Multifractal characterization and fuzzy classification of lightning strike maps

This paper investigates optimal classification of lightning strike maps (LSMs), using regular and fuzzy K-means classifiers. It also describes a novel approach for measurements of the physical LSMs. Lightning strikes are physical phenomena, which have adverse effects on power transmission. Modelling and classification of the LSMs can lead to prediction of their time-space behaviour, and enhance the protection of the existing and new power systems and transmission lines. Prediction requires the classification of the simulated results and physical data, and comparing them together using characterization. Since the LSMs are highly nonlinear, nonstationary, and stochastic, ordinary models and analyses are incapable of simulating and characterizing these phenomena.

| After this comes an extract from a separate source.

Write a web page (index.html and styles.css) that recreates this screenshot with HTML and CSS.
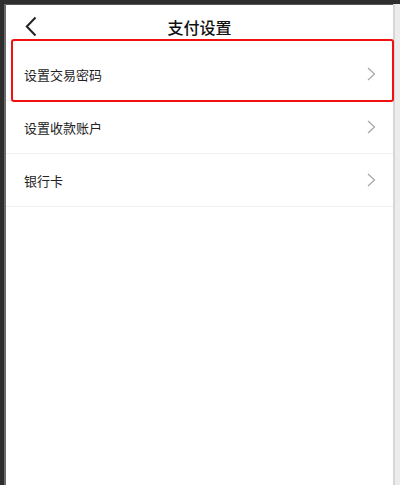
FILE: index.html
```html
<!DOCTYPE html>
<html lang="zh-CN">
<head>
    <meta charset="UTF-8">
    <meta name="viewport" content="width=device-width, initial-scale=1.0">
    <title>支付设置</title>
    <link rel="stylesheet" href="styles.css">
</head>
<body>

<div class="device">
    <div class="edge-left"></div>

    <div class="screen">
        <!-- Header -->
        <div class="header">
            <span class="back">
                <svg width="12" height="21" viewBox="0 0 12 21">
                    <polyline points="10.5,1.5 1.8,10.5 10.5,19.5" fill="none" stroke="#222" stroke-width="2"/>
                </svg>
            </span>
            <h1 class="title">支付设置</h1>
        </div>

        <!-- Settings list -->
        <ul class="menu">
            <li class="menu-item">
                <span>设置交易密码</span>
                <svg class="arrow" width="9" height="14" viewBox="0 0 9 14">
                    <polyline points="1,1 7.5,7 1,13" fill="none" stroke="#a6a6a6" stroke-width="1.2"/>
                </svg>
            </li>
            <li class="menu-item">
                <span>设置收款账户</span>
                <svg class="arrow" width="9" height="14" viewBox="0 0 9 14">
                    <polyline points="1,1 7.5,7 1,13" fill="none" stroke="#a6a6a6" stroke-width="1.2"/>
                </svg>
            </li>
            <li class="menu-item">
                <span>银行卡</span>
                <svg class="arrow" width="9" height="14" viewBox="0 0 9 14">
                    <polyline points="1,1 7.5,7 1,13" fill="none" stroke="#a6a6a6" stroke-width="1.2"/>
                </svg>
            </li>
        </ul>

        <!-- Highlight box over first item -->
        <div class="highlight"></div>
    </div>

    <div class="edge-right"></div>
</div>

</body>
</html>
```

FILE: styles.css
```css
* {
    box-sizing: border-box;
}

body {
    margin: 0;
    padding: 0;
    font-family: 'Noto Sans CJK SC', 'Noto Sans', sans-serif;
    background-color: #2e2e2e;
}

.device {
    display: flex;
    height: 485px;
    padding-top: 4px;
    background-color: #2e2e2e;
}

.edge-left {
    width: 6px;
    background-color: #2e2e2e;
    border-right: 2px solid #6a6a6a;
}

.screen {
    position: relative;
    flex: 1;
    background-color: #fff;
    border-top: 1px solid #555;
}

.edge-right {
    width: 7px;
    background-color: #ececec;
    border-left: 2px solid #d6d6d6;
}

.header {
    position: relative;
    display: flex;
    align-items: center;
    justify-content: center;
    height: 43px;
}

.back {
    position: absolute;
    left: 19px;
    top: 11px;
    display: flex;
}

.title {
    margin: 0;
    font-size: 16px;
    font-weight: 500;
    color: #111;
    letter-spacing: 0;
}

.menu {
    list-style: none;
    margin: 0;
    padding: 0;
}

.menu-item {
    display: flex;
    align-items: center;
    justify-content: space-between;
    height: 53px;
    padding: 0 17px 0 18px;
    border-bottom: 1px solid #efefef;
    font-size: 13px;
    color: #222;
}

.arrow {
    display: block;
}

/* Red annotation box */
.highlight {
    position: absolute;
    left: 5px;
    top: 34px;
    width: 383px;
    height: 63px;
    border: 2px solid #f01010;
    border-radius: 3px;
}
```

Since self-affinity of such maps is an indication of multifractality, percolation models and complexity measures such as the Renyi fractal dimension spectrum (RS) and Mandelbrot singularity spectrum (MS) are utilized. The data of the LSMs have been obtained through the Canadian Lightning Detection Network (CLDN) for Manitoba in the year 2002. The data have been characterized by both the RS and MS. Features have been extracted using the RS. Classification employed the regular and fuzzy K-means methods. For each classification method, 50 tests have been utilized, and classification performance for 2 to 15 classes has been investigated through Davis-Bouldin criterion. The fuzzy K-means classifier identified 6 optimal classes with a confidence level of 0.78, while the regular K-means algorithm could not distinguish the classes.